Il est vrai aussi que la mise en œuvre de ces principes peut être plus ou moins rapide. L’exemple de l’Union européenne (UE) est particulièrement significatif. Les accords de « Bâle 1 », « Bâle 2 » et « Bâle 3 » ont très largement inspiré les directives et règlements adoptés par le Parlement européen et le Conseil en matière de contrôle des établissements de crédit de l’UE. Or, ces textes européens ont généralement été préparés en même temps que se déroulaient les travaux du Comité de Bâle.
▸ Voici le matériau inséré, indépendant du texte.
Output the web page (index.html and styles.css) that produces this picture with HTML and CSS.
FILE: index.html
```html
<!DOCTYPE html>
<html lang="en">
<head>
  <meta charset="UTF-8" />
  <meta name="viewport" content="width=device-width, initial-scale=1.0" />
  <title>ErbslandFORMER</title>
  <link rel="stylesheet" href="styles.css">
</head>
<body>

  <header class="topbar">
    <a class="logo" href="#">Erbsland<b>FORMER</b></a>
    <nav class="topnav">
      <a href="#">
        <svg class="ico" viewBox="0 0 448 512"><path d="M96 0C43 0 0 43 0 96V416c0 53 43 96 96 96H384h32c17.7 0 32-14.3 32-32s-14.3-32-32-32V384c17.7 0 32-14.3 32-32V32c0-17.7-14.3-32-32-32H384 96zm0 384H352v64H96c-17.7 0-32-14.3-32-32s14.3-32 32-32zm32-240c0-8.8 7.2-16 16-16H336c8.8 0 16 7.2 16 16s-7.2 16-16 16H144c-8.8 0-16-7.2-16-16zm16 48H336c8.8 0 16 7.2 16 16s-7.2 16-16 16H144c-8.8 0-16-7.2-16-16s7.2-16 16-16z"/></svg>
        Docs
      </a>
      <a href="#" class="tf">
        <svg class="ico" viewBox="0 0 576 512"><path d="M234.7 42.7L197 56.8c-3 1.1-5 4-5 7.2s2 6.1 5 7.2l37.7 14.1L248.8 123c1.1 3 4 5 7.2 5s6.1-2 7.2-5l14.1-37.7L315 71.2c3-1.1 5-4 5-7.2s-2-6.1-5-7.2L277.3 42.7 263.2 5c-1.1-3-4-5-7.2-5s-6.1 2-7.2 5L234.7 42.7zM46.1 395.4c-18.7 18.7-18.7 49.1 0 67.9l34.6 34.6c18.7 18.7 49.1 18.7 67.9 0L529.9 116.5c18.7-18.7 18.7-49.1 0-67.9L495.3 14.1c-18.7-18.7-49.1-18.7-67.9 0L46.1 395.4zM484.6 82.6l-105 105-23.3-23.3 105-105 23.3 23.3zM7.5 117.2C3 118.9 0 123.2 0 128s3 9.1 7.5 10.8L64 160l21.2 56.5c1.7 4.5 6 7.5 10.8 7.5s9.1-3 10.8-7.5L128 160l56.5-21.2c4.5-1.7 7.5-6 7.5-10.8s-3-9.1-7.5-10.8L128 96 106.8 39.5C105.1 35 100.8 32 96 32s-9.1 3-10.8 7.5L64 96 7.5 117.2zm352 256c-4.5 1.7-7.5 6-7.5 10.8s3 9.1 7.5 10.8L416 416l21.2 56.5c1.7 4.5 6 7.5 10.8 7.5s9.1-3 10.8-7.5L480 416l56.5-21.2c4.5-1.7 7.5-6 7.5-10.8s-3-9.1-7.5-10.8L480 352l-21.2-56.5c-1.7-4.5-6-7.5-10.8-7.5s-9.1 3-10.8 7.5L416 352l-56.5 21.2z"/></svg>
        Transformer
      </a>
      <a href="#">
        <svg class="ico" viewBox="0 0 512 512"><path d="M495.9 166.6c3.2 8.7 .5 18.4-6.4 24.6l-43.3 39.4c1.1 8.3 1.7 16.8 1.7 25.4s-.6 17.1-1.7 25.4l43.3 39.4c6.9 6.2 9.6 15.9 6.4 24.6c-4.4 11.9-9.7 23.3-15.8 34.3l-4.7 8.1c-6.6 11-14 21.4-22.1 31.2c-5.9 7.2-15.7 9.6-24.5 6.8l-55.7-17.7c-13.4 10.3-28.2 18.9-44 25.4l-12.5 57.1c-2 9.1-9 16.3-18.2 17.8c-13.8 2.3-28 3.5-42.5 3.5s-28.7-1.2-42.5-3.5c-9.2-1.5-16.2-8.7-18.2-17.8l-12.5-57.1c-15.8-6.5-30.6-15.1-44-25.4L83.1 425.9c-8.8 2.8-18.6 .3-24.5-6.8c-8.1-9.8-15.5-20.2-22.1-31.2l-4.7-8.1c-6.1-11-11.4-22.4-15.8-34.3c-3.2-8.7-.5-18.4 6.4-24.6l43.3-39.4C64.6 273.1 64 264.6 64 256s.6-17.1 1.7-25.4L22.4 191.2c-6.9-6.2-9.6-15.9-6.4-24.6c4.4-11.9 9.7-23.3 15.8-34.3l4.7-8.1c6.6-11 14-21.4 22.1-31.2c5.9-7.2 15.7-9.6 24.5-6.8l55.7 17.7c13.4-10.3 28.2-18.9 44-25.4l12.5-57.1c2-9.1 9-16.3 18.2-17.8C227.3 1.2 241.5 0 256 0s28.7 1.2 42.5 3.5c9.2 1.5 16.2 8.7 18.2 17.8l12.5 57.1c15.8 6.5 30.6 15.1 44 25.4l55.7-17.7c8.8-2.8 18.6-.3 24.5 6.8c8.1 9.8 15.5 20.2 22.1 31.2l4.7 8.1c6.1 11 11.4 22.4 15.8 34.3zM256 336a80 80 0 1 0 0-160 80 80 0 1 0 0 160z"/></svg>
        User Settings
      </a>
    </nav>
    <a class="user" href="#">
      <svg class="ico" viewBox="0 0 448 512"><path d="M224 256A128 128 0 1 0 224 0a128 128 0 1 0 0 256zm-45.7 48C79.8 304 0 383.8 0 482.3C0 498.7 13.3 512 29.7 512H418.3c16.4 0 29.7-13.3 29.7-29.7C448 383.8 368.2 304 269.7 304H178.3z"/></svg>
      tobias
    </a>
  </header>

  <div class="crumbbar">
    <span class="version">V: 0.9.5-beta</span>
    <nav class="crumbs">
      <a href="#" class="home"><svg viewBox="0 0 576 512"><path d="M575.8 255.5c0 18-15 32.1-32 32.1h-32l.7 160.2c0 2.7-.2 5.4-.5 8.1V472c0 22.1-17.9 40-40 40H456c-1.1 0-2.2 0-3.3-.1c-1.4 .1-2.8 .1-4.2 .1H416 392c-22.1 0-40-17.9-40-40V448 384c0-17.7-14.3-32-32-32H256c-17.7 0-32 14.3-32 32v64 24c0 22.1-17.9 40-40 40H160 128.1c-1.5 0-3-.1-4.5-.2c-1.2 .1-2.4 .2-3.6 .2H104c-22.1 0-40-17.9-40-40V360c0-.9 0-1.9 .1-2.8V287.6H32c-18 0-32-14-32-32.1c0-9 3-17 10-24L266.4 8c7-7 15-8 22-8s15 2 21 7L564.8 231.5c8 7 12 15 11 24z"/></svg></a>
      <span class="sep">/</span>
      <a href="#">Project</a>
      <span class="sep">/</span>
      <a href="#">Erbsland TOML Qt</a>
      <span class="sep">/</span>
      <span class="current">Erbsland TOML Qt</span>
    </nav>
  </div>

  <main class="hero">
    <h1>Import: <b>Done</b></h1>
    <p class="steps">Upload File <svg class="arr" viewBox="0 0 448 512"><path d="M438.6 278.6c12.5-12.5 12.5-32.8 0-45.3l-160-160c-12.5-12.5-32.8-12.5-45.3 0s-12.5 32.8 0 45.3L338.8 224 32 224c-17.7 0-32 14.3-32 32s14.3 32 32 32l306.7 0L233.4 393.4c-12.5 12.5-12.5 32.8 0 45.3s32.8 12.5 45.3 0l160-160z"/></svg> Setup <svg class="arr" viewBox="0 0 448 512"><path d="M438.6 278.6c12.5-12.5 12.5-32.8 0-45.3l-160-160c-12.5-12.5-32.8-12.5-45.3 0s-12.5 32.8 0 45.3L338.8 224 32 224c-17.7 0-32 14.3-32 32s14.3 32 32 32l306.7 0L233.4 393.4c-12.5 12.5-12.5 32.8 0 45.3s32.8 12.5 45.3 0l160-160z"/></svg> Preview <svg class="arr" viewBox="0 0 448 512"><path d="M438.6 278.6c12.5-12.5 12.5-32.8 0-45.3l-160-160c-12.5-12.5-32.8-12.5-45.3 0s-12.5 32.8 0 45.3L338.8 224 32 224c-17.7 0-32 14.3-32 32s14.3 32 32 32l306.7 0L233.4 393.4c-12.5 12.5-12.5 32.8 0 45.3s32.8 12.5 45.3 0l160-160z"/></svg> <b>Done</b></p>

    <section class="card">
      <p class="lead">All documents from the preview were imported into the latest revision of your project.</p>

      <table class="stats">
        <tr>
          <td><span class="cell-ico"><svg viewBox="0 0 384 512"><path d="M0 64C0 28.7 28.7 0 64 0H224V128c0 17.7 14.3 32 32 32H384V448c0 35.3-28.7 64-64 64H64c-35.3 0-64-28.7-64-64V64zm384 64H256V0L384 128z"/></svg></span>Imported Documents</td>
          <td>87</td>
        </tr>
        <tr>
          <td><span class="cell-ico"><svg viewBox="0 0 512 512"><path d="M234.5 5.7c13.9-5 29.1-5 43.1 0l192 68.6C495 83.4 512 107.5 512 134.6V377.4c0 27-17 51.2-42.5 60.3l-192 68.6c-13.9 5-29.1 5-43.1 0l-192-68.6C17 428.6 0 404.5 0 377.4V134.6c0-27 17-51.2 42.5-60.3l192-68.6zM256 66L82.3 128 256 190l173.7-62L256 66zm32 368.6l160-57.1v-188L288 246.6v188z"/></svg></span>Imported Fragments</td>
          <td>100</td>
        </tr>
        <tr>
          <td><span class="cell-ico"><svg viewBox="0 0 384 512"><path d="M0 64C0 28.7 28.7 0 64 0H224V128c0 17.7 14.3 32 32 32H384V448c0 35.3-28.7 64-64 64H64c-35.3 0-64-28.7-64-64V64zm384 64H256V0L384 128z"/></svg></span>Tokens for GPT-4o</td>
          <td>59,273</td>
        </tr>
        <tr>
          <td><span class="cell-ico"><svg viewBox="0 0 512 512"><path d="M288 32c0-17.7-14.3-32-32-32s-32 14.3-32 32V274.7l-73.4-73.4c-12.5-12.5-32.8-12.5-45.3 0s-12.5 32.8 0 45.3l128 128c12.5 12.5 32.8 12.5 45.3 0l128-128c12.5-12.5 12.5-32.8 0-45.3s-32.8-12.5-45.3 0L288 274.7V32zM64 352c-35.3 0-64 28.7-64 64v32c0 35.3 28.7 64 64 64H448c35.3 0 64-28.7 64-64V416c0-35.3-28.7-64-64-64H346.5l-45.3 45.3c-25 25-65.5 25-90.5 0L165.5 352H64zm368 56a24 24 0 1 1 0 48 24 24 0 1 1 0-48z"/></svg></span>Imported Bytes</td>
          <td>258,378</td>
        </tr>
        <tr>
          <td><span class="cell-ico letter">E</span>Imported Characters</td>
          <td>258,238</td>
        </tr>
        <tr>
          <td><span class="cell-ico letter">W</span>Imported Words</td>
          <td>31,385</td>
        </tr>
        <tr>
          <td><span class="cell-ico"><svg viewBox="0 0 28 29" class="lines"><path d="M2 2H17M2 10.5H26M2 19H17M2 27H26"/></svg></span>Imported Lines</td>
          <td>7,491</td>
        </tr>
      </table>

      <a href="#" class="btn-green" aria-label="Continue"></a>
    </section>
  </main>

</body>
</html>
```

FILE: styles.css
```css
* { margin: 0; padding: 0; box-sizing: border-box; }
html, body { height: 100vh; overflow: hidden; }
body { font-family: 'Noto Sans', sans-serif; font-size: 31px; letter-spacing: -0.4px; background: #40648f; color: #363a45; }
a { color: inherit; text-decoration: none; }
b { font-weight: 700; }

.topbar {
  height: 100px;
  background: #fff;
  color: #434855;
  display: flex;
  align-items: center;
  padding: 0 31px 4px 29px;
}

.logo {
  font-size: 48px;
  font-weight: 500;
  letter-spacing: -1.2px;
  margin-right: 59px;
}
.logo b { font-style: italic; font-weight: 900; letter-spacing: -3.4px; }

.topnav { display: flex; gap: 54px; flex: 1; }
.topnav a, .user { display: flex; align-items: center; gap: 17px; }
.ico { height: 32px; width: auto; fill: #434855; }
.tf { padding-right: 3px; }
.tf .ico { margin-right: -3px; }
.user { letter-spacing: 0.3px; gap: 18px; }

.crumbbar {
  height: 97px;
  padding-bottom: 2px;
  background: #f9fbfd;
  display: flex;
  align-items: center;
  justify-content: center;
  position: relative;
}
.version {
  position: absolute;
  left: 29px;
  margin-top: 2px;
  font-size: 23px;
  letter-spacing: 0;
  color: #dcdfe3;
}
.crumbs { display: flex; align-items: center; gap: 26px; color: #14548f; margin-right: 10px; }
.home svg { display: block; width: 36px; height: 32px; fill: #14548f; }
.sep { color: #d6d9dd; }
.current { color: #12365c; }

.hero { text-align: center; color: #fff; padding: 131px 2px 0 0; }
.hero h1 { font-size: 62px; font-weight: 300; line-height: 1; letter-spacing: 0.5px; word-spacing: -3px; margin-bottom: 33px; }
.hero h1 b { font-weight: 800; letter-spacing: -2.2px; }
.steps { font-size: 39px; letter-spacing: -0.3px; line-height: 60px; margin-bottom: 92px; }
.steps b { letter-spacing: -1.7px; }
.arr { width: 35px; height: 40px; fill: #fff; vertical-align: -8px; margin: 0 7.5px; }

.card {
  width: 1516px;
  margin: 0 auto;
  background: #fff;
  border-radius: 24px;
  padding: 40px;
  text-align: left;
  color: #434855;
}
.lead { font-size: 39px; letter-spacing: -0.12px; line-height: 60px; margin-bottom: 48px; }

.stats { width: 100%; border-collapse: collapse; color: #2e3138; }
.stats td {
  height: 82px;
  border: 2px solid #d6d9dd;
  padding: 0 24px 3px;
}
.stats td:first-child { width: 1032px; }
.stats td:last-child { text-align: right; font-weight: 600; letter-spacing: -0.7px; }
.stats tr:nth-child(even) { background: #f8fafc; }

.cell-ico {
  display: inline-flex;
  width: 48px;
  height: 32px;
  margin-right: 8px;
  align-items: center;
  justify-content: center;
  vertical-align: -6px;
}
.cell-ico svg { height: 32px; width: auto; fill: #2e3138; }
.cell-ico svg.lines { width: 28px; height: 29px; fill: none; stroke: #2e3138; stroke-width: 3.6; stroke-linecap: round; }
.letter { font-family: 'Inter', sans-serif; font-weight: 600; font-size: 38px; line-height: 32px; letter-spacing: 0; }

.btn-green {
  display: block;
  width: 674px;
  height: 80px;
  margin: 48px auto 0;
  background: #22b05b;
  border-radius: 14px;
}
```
Du fait de cette simultanéité, les principes fixés à Bâle sont devenus très rapidement des règles contraignantes pour les établissements de crédit dans tous les Etats membres de l’UE. Il y a là une avance par rapport à des pays du monde moins rapides dans l’application de ces principes. Certains verront dans cette avance une disparité de traitement entre établissements, d’autres y verront un signe positif donné aux marchés sur la solidité des banques européennes.